The 401 Group, fresh off the acquisition of seven stores last fall, is far from the only group seeing the chance to grow.
Christopher Pfaff, CEO of Pfaff Automotive Partners, said the dealership group continues to find “a lot of opportunities.”
The Toronto-based group was itself acquired in 2021 by Lithia Motors Inc. Now operating as the U.S.-based group’s Canadian arm, Pfaff Automotive continues to pursue further acquisitions “pretty much anywhere in Canada,” Pfaff said.
As groups such as Pfaff and 401 Group bulk up on dealerships, many others are heading in the opposite direction.
PLENTY OF REASONS TO SELL
Along with an aging body of dealers, Heasty said the auto retail business is also getting more sophisticated, with new technology and marketing tools becoming a necessity. This is encouraging many small and mid-size dealers to opt out, he added.

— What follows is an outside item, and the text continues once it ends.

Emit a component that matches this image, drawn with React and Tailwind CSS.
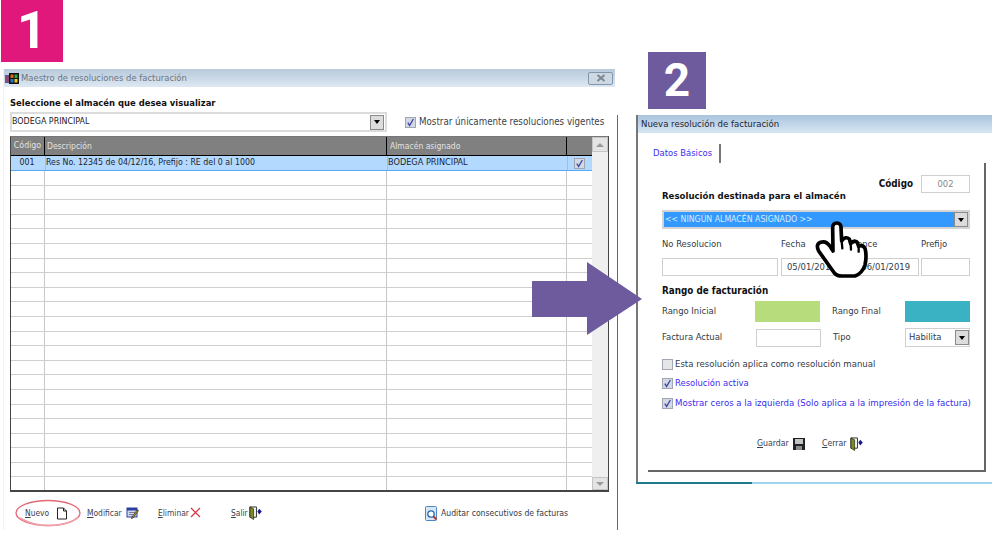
import React from "react";

const Check = ({ checked, className = "" }) => (
  <span className={`flex h-[11px] w-[11px] shrink-0 items-center justify-center border border-[#a0a6b2] ${checked ? "bg-[#d4d8e2]" : "bg-[#e6e6e6]"} ${className}`}>
    {checked && (
      <svg width="9" height="9" viewBox="0 0 9 9">
        <path d="M1.8 4.6 L3.6 7.4 L7.4 1" fill="none" stroke="#3a48a8" strokeWidth="1.3" />
      </svg>
    )}
  </span>
);

const DropBtn = ({ className = "" }) => (
  <span className={`flex shrink-0 items-center justify-center border border-[#8a8a8a] bg-[#dcdcdc] ${className}`}>
    <span className="h-0 w-0 border-x-[3px] border-t-[4px] border-x-transparent border-t-black" />
  </span>
);

const Door = () => (
  <svg width="13" height="14" viewBox="0 0 14 15" className="shrink-0">
    <path d="M1 1 H8 V12 H1 Z" fill="#fff" stroke="#222" strokeWidth="1" />
    <path d="M1 1 L5 3 V14.5 L1 12 Z" fill="#7c8a2a" stroke="#2b2b10" strokeWidth="0.8" />
    <path d="M11 3 L13.8 6 L11 9 L9 6 Z" fill="#1a1a8c" />
  </svg>
);

const Under = ({ k, rest }) => (
  <span className="text-[#3a4252]">
    <span className="underline">{k}</span>
    {rest}
  </span>
);

const Hand = () => (
  <svg width="80" height="80" viewBox="0 0 240 240" className="absolute left-[800px] top-[205px]">
    <path
      d="M103 204 L56 138 Q46 118 62 112 Q78 106 90 124 L99 138 L98 68 Q98 54 110 54 Q123 54 123 68 L125 108 Q137 92 148 102 L152 116 Q162 104 172 112 L176 124 Q188 118 195 130 Q201 152 195 180 Q186 206 165 213 L126 213 Q110 213 103 204 Z"
      fill="#fff"
      stroke="#000"
      strokeWidth="11"
      strokeLinejoin="round"
    />
    <path d="M125 108 L127 130 M152 116 L153 134 M176 124 L176 140" fill="none" stroke="#000" strokeWidth="7" strokeLinecap="round" />
  </svg>
);

const blankRows = Array.from({ length: 22 }, (_, i) => i);

const Window1 = () => (
  <div className="absolute left-[3px] top-[69px] flex h-[461px] w-[612px] flex-col border-l border-[#eef2fa] bg-white text-[9.4px] text-[#2a2a2a]">
    <div className="flex h-[18px] shrink-0 items-center bg-gradient-to-b from-[#b7c9da] to-[#dde8f3] pl-[1px] pr-[2px]">
      <svg width="14" height="13" viewBox="0 0 14 13" className="shrink-0">
        <rect x="0" y="3" width="4" height="8" fill="#4a5a9a" />
        <path d="M0 5 H4 M0 7 H4 M0 9 H4" stroke="#e33" strokeWidth="0.8" />
        <rect x="4" y="1" width="10" height="11" fill="#111" />
        <rect x="5.5" y="2.5" width="3" height="3.5" fill="#d62" />
        <rect x="9.5" y="2.5" width="3" height="3.5" fill="#3a3" />
        <rect x="5.5" y="7" width="3" height="3.5" fill="#27c" />
        <rect x="9.5" y="7" width="3" height="3.5" fill="#ec2" />
      </svg>
      <span className="ml-[2px] whitespace-nowrap text-[#6d7480]">Maestro de resoluciones de facturación</span>
      <span className="ml-auto flex h-[13px] w-[25px] items-center justify-center rounded-[2px] border border-[#8296ac] bg-[#cdd8e3]">
        <svg width="10" height="8" viewBox="0 0 10 8">
          <path d="M1.5 1 L8.5 7 M8.5 1 L1.5 7" stroke="#7a8794" strokeWidth="2" />
        </svg>
      </span>
    </div>

    <div className="flex min-h-0 flex-1 flex-col pl-[6px]">
      <div className="mt-[9px] h-[14px] whitespace-nowrap text-[9.4px] font-bold leading-[14px] text-[#111]">Seleccione el almacén que desea visualizar</div>
      <div className="mt-[2px] flex h-[20px] items-center">
        <div className="flex h-full w-[377px] items-center border-2 border-[#dcdcdc] bg-white pr-[1px]">
          <span className="whitespace-nowrap text-[8.85px] text-[#222]">BODEGA PRINCIPAL</span>
          <DropBtn className="ml-auto h-[15px] w-[14px]" />
        </div>
        <Check checked className="ml-[18px]" />
        <span className="ml-[3px] whitespace-nowrap text-[9.7px] text-[#3a3f4a]">Mostrar únicamente resoluciones vigentes</span>
      </div>

      <div className="mt-[4px] flex h-[356px] w-[599px] overflow-hidden border border-b-2 border-[#444] border-t-[#777] text-[8.75px]">
        <div className="w-[581px] shrink-0">
          <div className="grid h-[19px] grid-cols-[34px_342px_180px_25px] border-b border-black bg-[#808080] text-[#e2e2e2]">
            <div className="flex items-center justify-center border-r border-black">Código</div>
            <div className="flex items-center border-r border-black pl-[2px] text-[8.5px]">Descripción</div>
            <div className="flex items-center border-r border-black pl-[3px] text-[8.5px]">Almacén asignado</div>
            <div />
          </div>
          <div className="grid h-[15px] grid-cols-[34px_342px_180px_25px] border-b border-[#58a8f8] bg-[#b3d9ff] text-[#1c2430]">
            <div className="flex items-center justify-center pr-[2px]">001</div>
            <div className="flex items-center whitespace-nowrap border-l border-[#9cc0e0]">Res No. 12345 de 04/12/16, Prefijo : RE del 0 al 1000</div>
            <div className="flex items-center whitespace-nowrap border-l border-[#9cc0e0] text-[9.1px]">BODEGA PRINCIPAL</div>
            <div className="flex items-center justify-center border-l border-[#9cc0e0] pr-[1px]">
              <Check checked />
            </div>
          </div>
          {blankRows.map((i) => (
            <div key={i} className="grid h-[14.6px] grid-cols-[34px_342px_180px_25px] border-b border-[#cfcfcf]">
              <div className="border-r border-[#c8c8c8]" />
              <div className="border-r border-[#c8c8c8]" />
              <div className="border-r border-[#c8c8c8]" />
              <div />
            </div>
          ))}
        </div>
        <div className="flex w-[16px] flex-col justify-between bg-[#efefef]">
          <div className="flex h-[15px] items-center justify-center border border-[#c4c4c4] bg-[#e4e4e4]">
            <span className="h-0 w-0 border-x-[4px] border-b-[4px] border-x-transparent border-b-[#9a9a9a]" />
          </div>
          <div className="flex h-[13px] items-center justify-center border border-[#c4c4c4] bg-[#e4e4e4]">
            <span className="h-0 w-0 border-x-[4px] border-t-[4px] border-x-transparent border-t-[#9a9a9a]" />
          </div>
        </div>
      </div>

      <div className="mt-[13px] flex h-[16px] items-center pl-[15px] text-[8.4px]">
        <div className="flex w-[62px] items-center">
          <span className="w-[31px]"><Under k="N" rest="uevo" /></span>
          <svg width="12" height="13" viewBox="0 0 12 13">
            <path d="M1.5 1 H7.5 L10.5 4 V12 H1.5 Z M7.5 1 V4 H10.5" fill="#fff" stroke="#222" strokeWidth="1" />
          </svg>
        </div>
        <div className="flex w-[71px] items-center">
          <span className="w-[39px]"><Under k="M" rest="odificar" /></span>
          <svg width="13" height="12" viewBox="0 0 13 12">
            <rect x="1" y="1" width="10" height="9" fill="#cfd8f0" stroke="#2a3fa0" />
            <rect x="1" y="1" width="10" height="2.5" fill="#2a3fa0" />
            <path d="M3 5.5 H9 M3 7.5 H7" stroke="#667" strokeWidth="0.8" />
            <path d="M12.5 3.5 L7 11 L5.5 11.5 L6 10 L11 3 Z" fill="#c9a227" stroke="#222" strokeWidth="0.7" />
          </svg>
        </div>
        <div className="flex w-[73px] items-center">
          <span className="w-[32px]"><Under k="E" rest="liminar" /></span>
          <svg width="11" height="11" viewBox="0 0 11 11">
            <path d="M1 1 L10 10 M10 1 L1 10" stroke="#d8394a" strokeWidth="1.3" />
          </svg>
        </div>
        <div className="flex w-[194px] items-center">
          <span className="w-[18px]"><Under k="S" rest="alir" /></span>
          <Door />
        </div>
        <div className="flex items-center">
          <svg width="13" height="15" viewBox="0 0 13 15" className="shrink-0">
            <rect x="0.5" y="0.5" width="11" height="14" rx="1" fill="#d6e6f7" stroke="#4f86c0" />
            <circle cx="6" cy="8" r="3.2" fill="#fff" stroke="#2b6cb0" strokeWidth="1.3" />
            <path d="M8.5 10.5 L11.5 13.5" stroke="#c8322a" strokeWidth="2" />
          </svg>
          <span className="ml-[3px] whitespace-nowrap text-[8.6px] text-[#333a46]">Auditar consecutivos de facturas</span>
        </div>
      </div>
    </div>
  </div>
);

const Box = ({ className = "", children }) => (
  <div className={`flex h-[18px] items-center whitespace-nowrap border border-[#cfcfcf] bg-white ${className}`}>{children}</div>
);

const Window2 = () => (
  <div className="absolute left-[636px] top-[115px] flex h-[368px] w-[356px] flex-col border-l-2 border-[#777] bg-white text-[9.4px] text-[#333a46]">
    <div className="flex h-[18px] shrink-0 items-center whitespace-nowrap bg-gradient-to-b from-[#a9c4de] to-[#d8e6f3] pl-[3px] text-[9.5px] text-[#1f2530]">
      Nueva resolución de facturación
    </div>
    <div className="ml-[15px] mt-[11px] flex h-[19px] w-[68px] shrink-0 items-center whitespace-nowrap border-r-2 border-[#777] text-[#3a2cf0]">
      Datos Básicos
    </div>
    <div className="ml-[10px] flex h-[309px] w-[338px] shrink-0 flex-col border-b-2 border-r-2 border-[#666] pl-[14px]">
      <div className="mt-[12px] flex h-[28px] w-[308px] justify-between">
        <span className="self-end whitespace-nowrap text-[9.55px] font-bold leading-[14px] text-[#111]">Resolución destinada para el almacén</span>
        <div className="flex h-[18px] items-center gap-[8px]">
          <span className="text-[9.8px] font-bold text-[#111]">Código</span>
          <Box className="w-[49px] justify-center text-[#8a8a8a]">002</Box>
        </div>
      </div>
      <div className="mt-[7px] flex h-[19px] w-[308px] items-center border-2 border-[#d4d4d4] bg-[#3399ff] text-[8.7px] text-[#d8ecff]">
        <span className="whitespace-nowrap pl-[1px]">&lt;&lt; NINGÚN ALMACÉN ASIGNADO &gt;&gt;</span>
        <DropBtn className="ml-auto h-[15px] w-[14px]" />
      </div>
      <div className="mt-[8px] flex h-[14px] items-center leading-[14px]">
        <span className="w-[119px]">No Resolucion</span>
        <span className="w-[71px]">Fecha</span>
        <span className="w-[69px]">Vence</span>
        <span>Prefijo</span>
      </div>
      <div className="mt-[7px] flex">
        <Box className="w-[116px]" />
        <Box className="ml-[3px] w-[70px] pl-[5px]">05/01/2019</Box>
        <Box className="w-[68px] justify-end border-l-0 pr-[8px]">06/01/2019</Box>
        <Box className="ml-[2px] w-[49px]" />
      </div>
      <div className="mt-[8px] h-[14px] text-[9.8px] font-bold leading-[14px] text-[#111]">Rango de facturación</div>
      <div className="mt-[3px] flex h-[21px] items-center">
        <span className="w-[93px]">Rango Inicial</span>
        <span className="h-full w-[65px] bg-[#b7dc7c]" />
        <span className="ml-[12px] w-[73px]">Rango Final</span>
        <span className="h-full w-[65px] bg-[#3ab2c4]" />
      </div>
      <div className="mt-[6px] flex h-[19px] items-center">
        <span className="w-[94px]">Factura Actual</span>
        <Box className="h-[18px] w-[65px]" />
        <span className="ml-[12px] w-[72px]">Tipo</span>
        <div className="flex h-[19px] w-[65px] items-center border border-[#cfcfcf] pl-[3px]">
          Habilita
          <DropBtn className="ml-auto h-[15px] w-[14px]" />
        </div>
      </div>
      <div className="mt-[10px] flex h-[14px] items-center gap-[2px] whitespace-nowrap text-[9.5px]">
        <Check />
        <span>Esta resolución aplica como resolución manual</span>
      </div>
      <div className="mt-[5px] flex h-[14px] items-center gap-[2px] whitespace-nowrap text-[#3a2cf0]">
        <Check checked />
        <span>Resolución activa</span>
      </div>
      <div className="mt-[6px] flex h-[14px] items-center gap-[2px] whitespace-nowrap text-[9.55px] text-[#3a2cf0]">
        <Check checked />
        <span>Mostrar ceros a la izquierda (Solo aplica a la impresión de la factura)</span>
      </div>
      <div className="ml-[95px] mt-[26px] flex h-[16px] items-center text-[8.7px]">
        <span className="w-[36px]"><Under k="G" rest="uardar" /></span>
        <svg width="12" height="12" viewBox="0 0 12 12">
          <rect x="0" y="0" width="12" height="12" fill="#222" />
          <rect x="2" y="1" width="8" height="5" fill="#bfc4c4" />
          <rect x="3" y="8" width="6" height="4" fill="#8a8f8f" />
        </svg>
        <span className="ml-[17px] w-[28px]"><Under k="C" rest="errar" /></span>
        <Door />
      </div>
    </div>
    <div className="ml-[-2px] mt-[10px] flex h-[2px] shrink-0">
      <span className="w-[116px] bg-[#1f7a8c]" />
      <span className="flex-1 bg-[#9fd6ee]" />
    </div>
  </div>
);

export default function App() {
  return (
    <div className="relative h-[553px] w-[1000px] overflow-hidden bg-white font-['DejaVu_Sans_Condensed','DejaVu_Sans',sans-serif]">
      <div className="absolute left-[1px] top-0 flex h-[62px] w-[62px] items-center justify-center bg-[#e0187c] font-['Roboto',sans-serif] text-[52px] font-bold text-white">1</div>
      <Window1 />
      <div className="absolute left-[617px] top-[115px] h-[415px] w-[1px] bg-[#5b6a86]" />
      <Window2 />
      <div className="absolute left-[648px] top-[52px] flex h-[57px] w-[58px] items-center justify-center bg-[#6e5b9e] font-['Roboto',sans-serif] text-[46px] font-bold text-white">2</div>
      <svg width="112" height="76" viewBox="0 0 112 76" className="absolute left-[531px] top-[261px]">
        <path d="M1 20 H56 V1 L111 38 L56 74 V56 H1 Z" fill="#6e5b9e" />
      </svg>
      <Hand />
      <svg width="68" height="30" viewBox="0 0 68 30" className="absolute left-[14px] top-[498px]">
        <ellipse cx="34" cy="15" rx="32" ry="12.5" fill="none" stroke="#e36a78" strokeWidth="1.3" />
        <path d="M6 20 Q20 28 36 27.5 Q56 27 64 19" fill="none" stroke="#f0a0a8" strokeWidth="1.5" />
      </svg>
    </div>
  );
}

“If you’re someone with three or four stores, either you’re looking to expand, or you’re saying, ‘Look, I’ll just take a cheque.’”
And there is no end in sight for the trend toward consolidation.
Over the long-term, Heasty, Robertson and Chisholm predict most of Canada’s more than 3,000 new-car dealerships will fall under the control of large groups.
How many dealership groups will be left post-consolidation is “yet to be determined,” Chisholm said, while Heasty speculated about 25 groups could come to dominate roughly 80 per cent of the market. Local players that control smaller markets could comprise the other 20 per cent, he forecasted.
Lancaster said much the same.
“I think you’re going to have a number of large groups, but I think you’re always going to have some that are somewhat independent — smaller, two [or] three stores [in] local markets.”
Exactly how consolidation will play out “depends on the OEMs,” Robertson said.
“They have a set number that they allow certain dealers to own in a certain market. So, if they start loosening that,” it will open the door to several large players controlling the market.